--- Begin ---

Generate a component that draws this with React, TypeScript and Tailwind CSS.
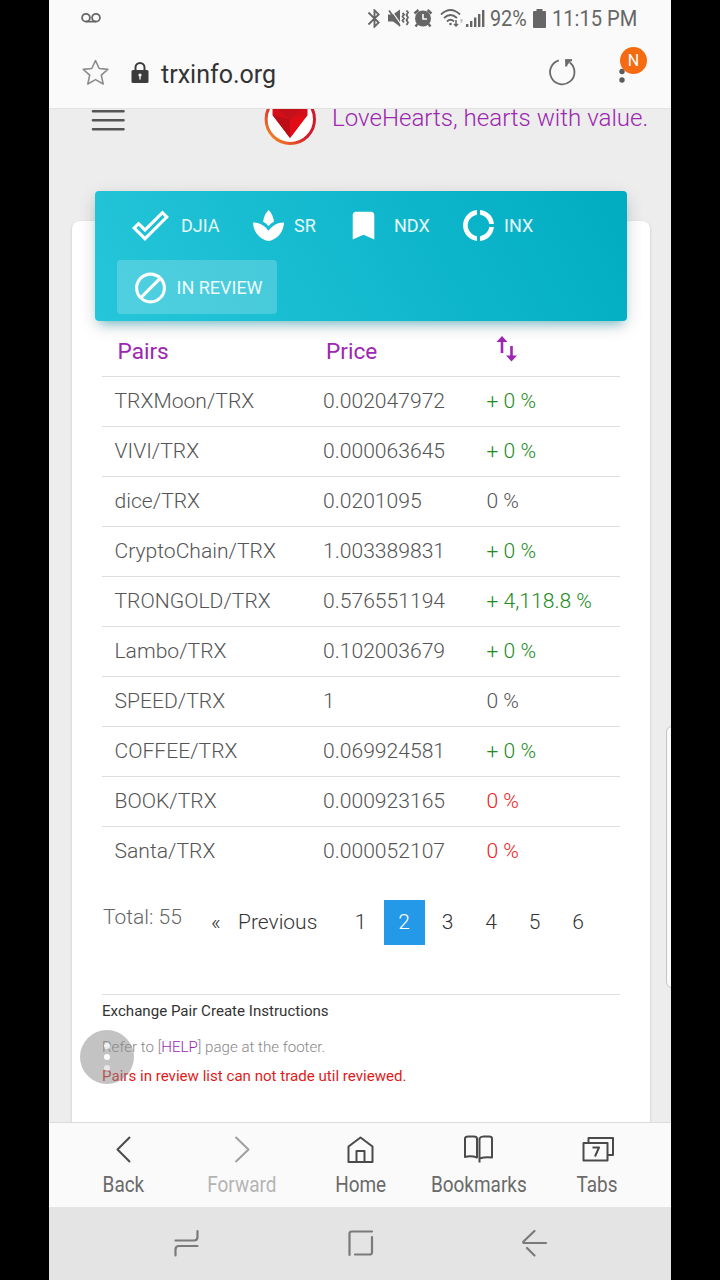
import type { ReactNode } from "react";
import clsx from "clsx";
import { MdBluetooth, MdBookmark, MdDonutLarge, MdDoneOutline, MdSpa } from "react-icons/md";

const pairs = [
    { name: "TRXMoon/TRX", price: "0.002047972", change: "+ 0 %", trend: "up" },
    { name: "VIVI/TRX", price: "0.000063645", change: "+ 0 %", trend: "up" },
    { name: "dice/TRX", price: "0.0201095", change: "0 %", trend: "flat" },
    { name: "CryptoChain/TRX", price: "1.003389831", change: "+ 0 %", trend: "up" },
    { name: "TRONGOLD/TRX", price: "0.576551194", change: "+ 4,118.8 %", trend: "up" },
    { name: "Lambo/TRX", price: "0.102003679", change: "+ 0 %", trend: "up" },
    { name: "SPEED/TRX", price: "1", change: "0 %", trend: "flat" },
    { name: "COFFEE/TRX", price: "0.069924581", change: "+ 0 %", trend: "up" },
    { name: "BOOK/TRX", price: "0.000923165", change: "0 %", trend: "down" },
    { name: "Santa/TRX", price: "0.000052107", change: "0 %", trend: "down" },
];

function StatusBar() {
    return (
        <div className="flex h-9 items-center pl-[32px] pr-[33px] text-[#666]">
            <svg width="20" height="12" viewBox="0 0 20 12" fill="none" stroke="currentColor" strokeWidth="1.8">
                <circle cx="5" cy="5.7" r="3.9" />
                <circle cx="15" cy="5.7" r="3.9" />
                <path d="M5 9.6h10" />
            </svg>
            <div className="ml-auto flex items-center">
                <MdBluetooth className="h-[23px] w-[23px] stroke-current" />
                <svg className="ml-[2px]" width="21" height="20" viewBox="0 0 21 20" fill="currentColor">
                    <path d="M0 6.500h5L12 1.500v17l-7-5H0z" />
                    <path d="M3 2l10.500 15" stroke="#fafafa" strokeWidth="1.3" />
                    <path d="M1 2.500l11 15.500" stroke="currentColor" strokeWidth="1.6" />
                    <path
                        d="M14.500 5l1.500 1.500-1.500 2 1.500 2-1.500 2 1.500 2M18.500 2.500l1.500 2-1.500 2.500 1.500 2.500-1.500 2.500 1.500 2.500-1.500 2.500"
                        fill="none"
                        stroke="currentColor"
                        strokeWidth="1.8"
                    />
                </svg>
                <svg className="ml-[4px]" width="20" height="20" viewBox="0 0 20 20">
                    <circle cx="10" cy="10.5" r="8" fill="currentColor" />
                    <path d="M1.500 5.500l4-3.500M18.500 5.500l-4-3.500M4.500 16l-2 2.500M15.500 16l2 2.500" stroke="currentColor" strokeWidth="2.4" />
                    <path d="M10 6v5h4" fill="none" stroke="#fafafa" strokeWidth="1.6" />
                </svg>
                <svg className="ml-[7px]" width="24" height="20" viewBox="0 0 24 20" fill="none" stroke="currentColor" strokeWidth="1.8">
                    <path d="M1 6.500q9.500-9 19 0M4 10q6.500-6 13 0M7 13.500q3.500-3.500 7 0" />
                    <circle cx="10.5" cy="16" r="1.3" fill="currentColor" stroke="none" />
                    <path d="M16 12v6M14 16l2 2 2-2" strokeWidth="1.5" />
                    <path d="M21.500 15v-4M20 12.500h3" opacity=".35" strokeWidth="1.3" />
                </svg>
                <svg className="ml-[1px]" width="20" height="20" viewBox="0 0 20 20" fill="currentColor">
                    <path d="M1 16h2.400v3H1zM5 13h2.400v6H5zM9 9.500h2.400V19H9zM13 6h2.400v13H13zM17 2h2.400v17H17z" />
                </svg>
                <span className="ml-[5px] w-[38px] pt-px">
                    <span className="inline-block origin-left scale-x-[0.92] text-[21.5px] leading-9">92%</span>
                </span>
                <svg className="ml-[5px]" width="13" height="19" viewBox="0 0 13 19" fill="currentColor">
                    <path d="M3.500 0h6v2H12q1 0 1 1v15q0 1-1 1H1q-1 0-1-1V3q0-1 1-1h2.500z" />
                </svg>
                <span className="ml-[6px] w-[86px] whitespace-nowrap pt-px">
                    <span className="inline-block origin-left scale-x-[0.935] text-[21.5px] leading-9">11:15 PM</span>
                </span>
            </div>
        </div>
    );
}

function AddressBar() {
    return (
        <div className="flex h-[73px] items-center border-b border-[#e2e2e2] pl-[33px] pr-[22px]">
            <svg width="27" height="27" viewBox="0 0 27 27" fill="none" stroke="#8c8c8c" strokeWidth="1.6" strokeLinejoin="round">
                <path d="M13.5 1.500l3.700 8 8.600.9-6.500 5.800 1.900 8.800-7.700-4.400-7.700 4.400 1.900-8.800-6.500-5.800 8.600-.9z" />
            </svg>
            <svg className="ml-[22px] mt-[2px]" width="18" height="22" viewBox="0 0 18 22">
                <rect x="0.5" y="8" width="17" height="13" rx="1.5" fill="#3c3c3c" />
                <path d="M4.500 9V5.500a4.500 4.500 0 0 1 9 0V9" fill="none" stroke="#3c3c3c" strokeWidth="2" />
                <circle cx="9" cy="13" r="1.6" fill="#fafafa" />
                <path d="M9 13v4.500" stroke="#fafafa" strokeWidth="1.3" />
            </svg>
            <span className="ml-[12px] mt-[5px] text-[25px] text-[#333]">trxinfo.org</span>
            <svg className="ml-auto" width="28" height="28" viewBox="0 0 28 28" fill="none" stroke="#6a6a6a" strokeWidth="1.8">
                <path d="M10.800 2.400a12.200 12.200 0 1 0 11 2.100" />
                <path d="M17 2.200h7M18.200 2v6.500" strokeWidth="2" />
                <path d="M18 1.500h6l-6 7z" fill="#6a6a6a" stroke="none" />
            </svg>
            <div className="relative ml-[40px] h-[52px] w-[33px]">
                <svg className="absolute left-[3px] top-[17px]" width="6" height="20" viewBox="0 0 6 20" fill="#5c5c5c">
                    <circle cx="3" cy="8.5" r="2.7" />
                    <circle cx="3" cy="17" r="2.7" />
                </svg>
                <span className="absolute left-[4px] top-[1px] flex h-[27px] w-[27px] items-center justify-center rounded-full bg-[#f56b12] text-[16px] text-white">
                    N
                </span>
            </div>
        </div>
    );
}

function SiteHeader() {
    return (
        <div className="flex h-[81px] items-start pl-[42px]">
            <svg width="34" height="24" viewBox="0 0 34 24" stroke="#555" strokeWidth="2.6" strokeLinecap="round">
                <path d="M2 2.200h30.500M2 11.200h30.500M2 20.200h30.500" />
            </svg>
            <svg className="ml-[139px]" width="52" height="37" viewBox="0 0 52 37">
                <defs>
                    <linearGradient id="ring" x1="0" y1="1" x2="0.5" y2="0.5">
                        <stop offset="0" stopColor="#f7a21b" />
                        <stop offset="0.5" stopColor="#e8562a" />
                        <stop offset="1" stopColor="#cf1b2b" />
                    </linearGradient>
                </defs>
                <circle cx="26.3" cy="10.3" r="24.2" fill="#fff" stroke="url(#ring)" strokeWidth="3" />
                <path d="M8.500 0h35v6L26 29 8.500 6z" fill="#d3101a" />
                <path d="M8.500 6L26 10.500V29z" fill="#bd0d17" />
                <path d="M43.500 6L26 10.500V29z" fill="#e30b16" />
                <path d="M14 0h24l-12 10.500z" fill="#c4101b" />
            </svg>
            <span className="ml-[16px] whitespace-nowrap text-[24.1px] font-light leading-[18px] text-[#9c27b0]">
                LoveHearts, hearts with value.
            </span>
        </div>
    );
}

function Tab({ icon, label, className }: { icon: ReactNode; label: string; className?: string }) {
    return (
        <div className={clsx("flex h-[54px] items-center rounded-[4px] px-[15px] text-[18px] text-white", className)}>
            {icon}
            <span className="text-white/90">{label}</span>
        </div>
    );
}

function MarketTabs() {
    return (
        <div className="relative mx-[23px] -mt-[30px] h-[130px] rounded-[4px] bg-[linear-gradient(60deg,#26c6da,#00acc1)] px-[22px] pt-[7px] shadow-[0_5px_18px_rgba(0,0,0,0.14),0_7px_10px_-5px_rgba(0,172,193,0.5)]">
            <div className="flex">
                <Tab label="DJIA" className="w-[118px] gap-[12px]" icon={<MdDoneOutline className="size-[37px] shrink-0" />} />
                <Tab label="SR" className="w-[95px] gap-[7px]" icon={<MdSpa className="size-[37px] shrink-0" />} />
                <Tab label="NDX" className="w-[115px] gap-[12px]" icon={<MdBookmark className="size-[37px] shrink-0" />} />
                <Tab label="INX" className="gap-[7px]" icon={<MdDonutLarge className="size-[37px] shrink-0" />} />
            </div>
            <Tab
                label="IN REVIEW"
                className="mt-[8px] w-[160px] gap-[7.5px] whitespace-nowrap bg-white/20"
                icon={
                    <svg className="size-[37px] shrink-0" viewBox="0 0 24 24" fill="none" stroke="currentColor" strokeWidth="2">
                        <circle cx="12" cy="12.3" r="9" />
                        <path d="M5.600 18.700L18.400 5.900" />
                    </svg>
                }
            />
        </div>
    );
}

function PairsTable() {
    return (
        <div className="mx-[30px] text-[21.1px] font-light">
            <div className="grid h-[56px] grid-cols-[208.5px_164px_1fr] items-center border-b border-[#dedede] pl-[15.5px] pt-[7px] text-[22.6px] font-normal text-[#9c27b0]">
                <span>Pairs</span>
                <span>Price</span>
                <svg className="ml-[6px] mt-[-7px]" width="22" height="28" viewBox="0 0 22 28" fill="none" stroke="#9c27b0" strokeWidth="2.6">
                    <path d="M6 18V3M15.500 11v13" />
                    <path d="M0.500 7L6 1l5.500 6zM10 20.500l5.500 6 5.500-6z" fill="#9c27b0" stroke="none" />
                </svg>
            </div>
            {pairs.map((pair, i) => (
                <div
                    key={pair.name}
                    className={clsx(
                        "grid h-[50px] grid-cols-[208.5px_163.5px_1fr] items-center border-b pb-[2px] pl-[12.5px] text-[#555]",
                        i < pairs.length - 1 ? "border-[#dedede]" : "border-transparent"
                    )}
                >
                    <span>{pair.name}</span>
                    <span>{pair.price}</span>
                    <span
                        className={clsx(
                            pair.trend === "up" && "text-[#228b22]",
                            pair.trend === "down" && "text-[#f02020]"
                        )}
                    >
                        {pair.change}
                    </span>
                </div>
            ))}
        </div>
    );
}

function Pagination() {
    return (
        <div className="ml-[31px] mt-[23px] flex h-[45px] items-center text-[21px] font-light text-[#333]">
            <span className="mb-[10px] w-[108px] text-[#666]">Total: 55</span>
            <span className="w-[27px]">«</span>
            <span className="w-[102px]">Previous</span>
            {["1", "2", "3", "4", "5", "6"].map((page) => (
                <span
                    key={page}
                    className={clsx(
                        "mr-[2.5px] flex h-full w-[41px] items-center justify-center",
                        page === "2" && "bg-[#2499e8] text-white"
                    )}
                >
                    {page}
                </span>
            ))}
        </div>
    );
}

function Instructions() {
    return (
        <div className="mx-[30px] mt-[49px] border-t border-[#dedede] text-[15.1px]">
            <p className="pt-[6px] leading-[20px] text-[#333]">Exchange Pair Create Instructions</p>
            <p className="pt-[16px] font-light leading-[20px] text-[#888]">
                Refer to [<span className="text-[#9c27b0]">HELP</span>] page at the footer.
            </p>
            <p className="pt-[9px] leading-[20px] text-[#e01b1b]">Pairs in review list can not trade util reviewed.</p>
        </div>
    );
}

const browserActions = [
    {
        label: "Back",
        icon: <path d="M23 4L10.500 16.500 23 29" />,
    },
    {
        label: "Forward",
        icon: <path d="M10.500 4L23.500 16.500 10.500 29" />,
    },
    {
        label: "Home",
        icon: <path d="M4.500 29V13.500L16.500 4.500l12 9V29zM12.500 29V18h8v11" />,
    },
    {
        label: "Bookmarks",
        icon: (
            <path d="M17.500 29.500V5.500q1-2 4-2H27q3 0 3 2v19q-6.500-1-12.500 1M15 5.500v19q-6-2-12-.500V5.500q0-2 3.500-2H11.500Q15 3.500 15 5.500z" />
        ),
    },
    {
        label: "Tabs",
        icon: (
            <>
                <path d="M2.500 10h24V27.500H2.500zM7.500 10V5H32v17H26.500" />
                <path d="M11.500 14.500h6.500L14 23.500" />
            </>
        ),
    },
];

function BrowserNav() {
    return (
        <div className="flex h-[85px] justify-center border-t border-[#dcdcdc] bg-[#fafafa] pl-px text-[#6a6a6a]">
            {browserActions.map((action) => (
                <div
                    key={action.label}
                    className={clsx("flex w-[118.5px] flex-col items-center pt-[10px]", action.label === "Forward" && "text-[#b4b4b4]")}
                >
                    <svg
                        className={action.label === "Forward" ? "text-[#a0a0a0]" : "text-[#4a4a4a]"}
                        width="34"
                        height="32"
                        viewBox="0 0 34 32"
                        fill="none"
                        stroke="currentColor"
                        strokeWidth="2"
                        strokeLinejoin="round"
                    >
                        {action.icon}
                    </svg>
                    <span className="scale-x-[0.89] text-[21.3px] leading-[40px]">{action.label}</span>
                </div>
            ))}
        </div>
    );
}

function SystemNav() {
    return (
        <div className="flex h-[73px] items-center bg-[#e4e4e4] pb-px pl-[125px]">
            <svg width="26" height="28" viewBox="0 0 26 28" fill="none" stroke="#7a7a7a" strokeWidth="2.2" strokeLinecap="round">
                <path d="M1.500 11.500H20q3.500 0 3.500-3.500V2M23.500 17H5q-3.500 0-3.500 3.500v6" />
            </svg>
            <svg className="ml-[147.5px]" width="26" height="28" viewBox="0 0 26 28" fill="none" stroke="#7a7a7a" strokeWidth="2.2" strokeLinecap="round">
                <path d="M1.500 26V4.500Q1.500 2.500 4 2.500h20M24 8v15.500q0 2-2.500 2H7" />
            </svg>
            <svg className="ml-[148px]" width="26" height="28" viewBox="0 0 26 28" fill="none" stroke="#7a7a7a" strokeWidth="2.2" strokeLinecap="round" strokeLinejoin="round">
                <path d="M12.500 2L1.500 12.500q-.8 1.500 1 1.500H24M5 19l7.500 7.500" />
            </svg>
        </div>
    );
}

export default function App() {
    return (
        <div className="h-[1280px] w-[720px] overflow-hidden bg-black pl-[49px] font-[Roboto,sans-serif]">
            <div className="flex h-full w-[622px] flex-col bg-[#fafafa]">
                <StatusBar />
                <AddressBar />
                <div className="relative h-[1013px] overflow-hidden bg-[#ededed]">
                    <SiteHeader />
                    <div className="ml-[23px] mr-[21px] mt-[31px] flow-root h-[920px] rounded-[8px] bg-white shadow-[0_1px_3px_rgba(0,0,0,0.18)]">
                        <MarketTabs />
                        <PairsTable />
                        <Pagination />
                        <Instructions />
                    </div>
                    {/* floating assistant button */}
                    <div className="absolute left-[31px] top-[921px] flex size-[54px] flex-col items-center justify-center gap-[5px] rounded-full bg-[#888]/50">
                        <span className="size-[6px] rounded-full bg-white/80" />
                        <span className="size-[6px] rounded-full bg-white" />
                        <span className="size-[6px] rounded-full bg-white/60" />
                    </div>
                    {/* edge panel handle */}
                    <div className="absolute -right-[4px] top-[617px] h-[262px] w-[9px] rounded-l-[6px] border border-[#c4c4c4] bg-[#fafafa]" />
                </div>
                <BrowserNav />
                <SystemNav />
            </div>
        </div>
    );
}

--- End ---

AIM OF THE TASK
Give again, word for word, every line from the top of the data above to the line holding "MdDonutLarge, MdDoneOutline, MdSpa", inclusive, with the pictures left out.

THE RESULT
Generate a component that draws this with React, TypeScript and Tailwind CSS.
import type { ReactNode } from "react";
import clsx from "clsx";
import { MdBluetooth, MdBookmark, MdDonutLarge, MdDoneOutline, MdSpa } from "react-icons/md";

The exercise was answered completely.